[REQUEST] Check each line for the string "screenshot", then give only how many lines have it.

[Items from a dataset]

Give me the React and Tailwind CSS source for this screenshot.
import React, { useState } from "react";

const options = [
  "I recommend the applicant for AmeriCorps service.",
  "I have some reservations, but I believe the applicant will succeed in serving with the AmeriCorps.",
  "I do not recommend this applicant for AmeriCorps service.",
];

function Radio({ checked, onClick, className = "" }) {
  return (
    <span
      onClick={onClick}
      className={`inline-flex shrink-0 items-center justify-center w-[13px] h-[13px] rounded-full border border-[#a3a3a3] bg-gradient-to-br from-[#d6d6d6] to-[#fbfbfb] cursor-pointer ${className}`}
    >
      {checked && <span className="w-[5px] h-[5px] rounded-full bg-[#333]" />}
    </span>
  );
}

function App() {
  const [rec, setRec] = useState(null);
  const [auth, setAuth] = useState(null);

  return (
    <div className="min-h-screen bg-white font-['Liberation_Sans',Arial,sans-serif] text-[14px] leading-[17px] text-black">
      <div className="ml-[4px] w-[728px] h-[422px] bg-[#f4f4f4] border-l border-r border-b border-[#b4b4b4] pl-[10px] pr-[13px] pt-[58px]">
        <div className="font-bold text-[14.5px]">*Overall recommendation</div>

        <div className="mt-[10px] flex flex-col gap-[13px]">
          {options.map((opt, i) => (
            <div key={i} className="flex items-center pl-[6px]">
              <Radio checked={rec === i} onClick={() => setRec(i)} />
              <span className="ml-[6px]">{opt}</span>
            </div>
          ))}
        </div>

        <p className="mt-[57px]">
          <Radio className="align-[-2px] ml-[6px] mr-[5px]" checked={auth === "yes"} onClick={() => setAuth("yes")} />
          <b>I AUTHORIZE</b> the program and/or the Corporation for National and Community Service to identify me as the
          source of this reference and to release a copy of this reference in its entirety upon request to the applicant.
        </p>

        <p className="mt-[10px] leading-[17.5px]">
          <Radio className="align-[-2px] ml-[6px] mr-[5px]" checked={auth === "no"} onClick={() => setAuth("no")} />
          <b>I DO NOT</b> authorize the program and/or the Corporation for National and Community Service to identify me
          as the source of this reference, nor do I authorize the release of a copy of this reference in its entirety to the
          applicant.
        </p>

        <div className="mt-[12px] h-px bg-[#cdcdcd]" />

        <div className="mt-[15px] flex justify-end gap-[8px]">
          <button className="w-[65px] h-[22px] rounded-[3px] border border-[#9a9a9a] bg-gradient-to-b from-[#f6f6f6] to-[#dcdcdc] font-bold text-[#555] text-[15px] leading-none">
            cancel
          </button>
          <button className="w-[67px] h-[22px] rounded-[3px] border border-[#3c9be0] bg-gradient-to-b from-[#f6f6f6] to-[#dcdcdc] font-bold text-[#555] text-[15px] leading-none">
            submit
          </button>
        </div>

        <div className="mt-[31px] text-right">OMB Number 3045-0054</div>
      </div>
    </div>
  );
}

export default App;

* * *

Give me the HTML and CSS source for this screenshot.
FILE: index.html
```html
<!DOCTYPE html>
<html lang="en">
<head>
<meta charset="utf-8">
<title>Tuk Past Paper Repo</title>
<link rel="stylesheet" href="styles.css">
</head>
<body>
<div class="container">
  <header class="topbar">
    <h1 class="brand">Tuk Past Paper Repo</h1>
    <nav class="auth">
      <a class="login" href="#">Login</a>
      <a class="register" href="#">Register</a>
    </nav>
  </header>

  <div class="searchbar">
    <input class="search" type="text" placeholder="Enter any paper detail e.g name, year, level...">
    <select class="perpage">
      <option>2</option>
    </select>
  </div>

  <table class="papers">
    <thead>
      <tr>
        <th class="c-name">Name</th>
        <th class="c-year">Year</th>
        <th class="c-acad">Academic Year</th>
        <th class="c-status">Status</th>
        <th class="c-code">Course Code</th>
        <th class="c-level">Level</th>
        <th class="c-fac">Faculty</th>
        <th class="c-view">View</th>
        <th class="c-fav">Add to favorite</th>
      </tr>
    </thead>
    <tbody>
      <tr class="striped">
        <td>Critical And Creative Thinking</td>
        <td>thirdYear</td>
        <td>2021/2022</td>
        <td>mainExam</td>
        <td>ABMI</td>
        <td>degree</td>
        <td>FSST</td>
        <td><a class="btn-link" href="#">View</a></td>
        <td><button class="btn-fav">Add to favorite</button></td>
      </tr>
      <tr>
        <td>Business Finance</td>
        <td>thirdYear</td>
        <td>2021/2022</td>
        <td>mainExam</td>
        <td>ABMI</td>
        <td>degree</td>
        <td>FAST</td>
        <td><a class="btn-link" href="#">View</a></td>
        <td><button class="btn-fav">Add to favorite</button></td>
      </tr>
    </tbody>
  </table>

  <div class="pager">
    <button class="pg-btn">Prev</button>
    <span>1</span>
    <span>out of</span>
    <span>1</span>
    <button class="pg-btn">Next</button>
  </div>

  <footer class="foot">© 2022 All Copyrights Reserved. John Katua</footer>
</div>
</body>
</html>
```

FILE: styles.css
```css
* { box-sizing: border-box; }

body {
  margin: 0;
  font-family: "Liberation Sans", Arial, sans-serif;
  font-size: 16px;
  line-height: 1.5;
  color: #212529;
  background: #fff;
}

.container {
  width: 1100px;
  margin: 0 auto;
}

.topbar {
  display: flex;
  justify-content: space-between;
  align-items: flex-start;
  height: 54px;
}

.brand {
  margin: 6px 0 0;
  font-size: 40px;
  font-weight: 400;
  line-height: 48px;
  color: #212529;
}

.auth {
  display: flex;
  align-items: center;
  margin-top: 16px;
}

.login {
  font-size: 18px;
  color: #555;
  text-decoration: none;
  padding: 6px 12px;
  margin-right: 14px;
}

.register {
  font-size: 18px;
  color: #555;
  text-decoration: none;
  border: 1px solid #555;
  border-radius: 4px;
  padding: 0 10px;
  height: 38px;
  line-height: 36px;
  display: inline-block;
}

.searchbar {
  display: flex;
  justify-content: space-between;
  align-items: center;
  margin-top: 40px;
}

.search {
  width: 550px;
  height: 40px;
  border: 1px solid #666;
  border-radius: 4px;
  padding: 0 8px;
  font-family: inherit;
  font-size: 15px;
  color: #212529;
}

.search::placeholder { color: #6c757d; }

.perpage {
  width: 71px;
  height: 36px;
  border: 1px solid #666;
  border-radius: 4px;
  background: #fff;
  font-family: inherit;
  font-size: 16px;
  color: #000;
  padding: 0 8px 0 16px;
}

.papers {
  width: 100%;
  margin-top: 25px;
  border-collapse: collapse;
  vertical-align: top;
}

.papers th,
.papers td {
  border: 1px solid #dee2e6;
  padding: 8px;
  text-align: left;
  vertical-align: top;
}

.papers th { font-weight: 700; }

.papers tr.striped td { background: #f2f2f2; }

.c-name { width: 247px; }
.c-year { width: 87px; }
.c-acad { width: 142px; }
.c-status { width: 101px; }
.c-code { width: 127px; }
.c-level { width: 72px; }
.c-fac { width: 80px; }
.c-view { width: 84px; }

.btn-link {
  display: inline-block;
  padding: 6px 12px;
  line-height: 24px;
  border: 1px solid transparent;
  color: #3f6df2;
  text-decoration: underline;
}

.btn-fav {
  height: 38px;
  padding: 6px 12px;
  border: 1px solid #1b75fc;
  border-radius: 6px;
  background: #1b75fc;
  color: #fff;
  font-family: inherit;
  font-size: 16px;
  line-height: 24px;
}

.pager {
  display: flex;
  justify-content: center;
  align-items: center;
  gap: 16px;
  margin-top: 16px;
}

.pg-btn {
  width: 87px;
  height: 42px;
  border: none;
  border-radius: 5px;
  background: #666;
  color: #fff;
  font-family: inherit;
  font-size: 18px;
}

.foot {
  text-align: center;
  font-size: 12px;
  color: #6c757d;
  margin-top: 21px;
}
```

[RESPONSE TO THIS TASK] 2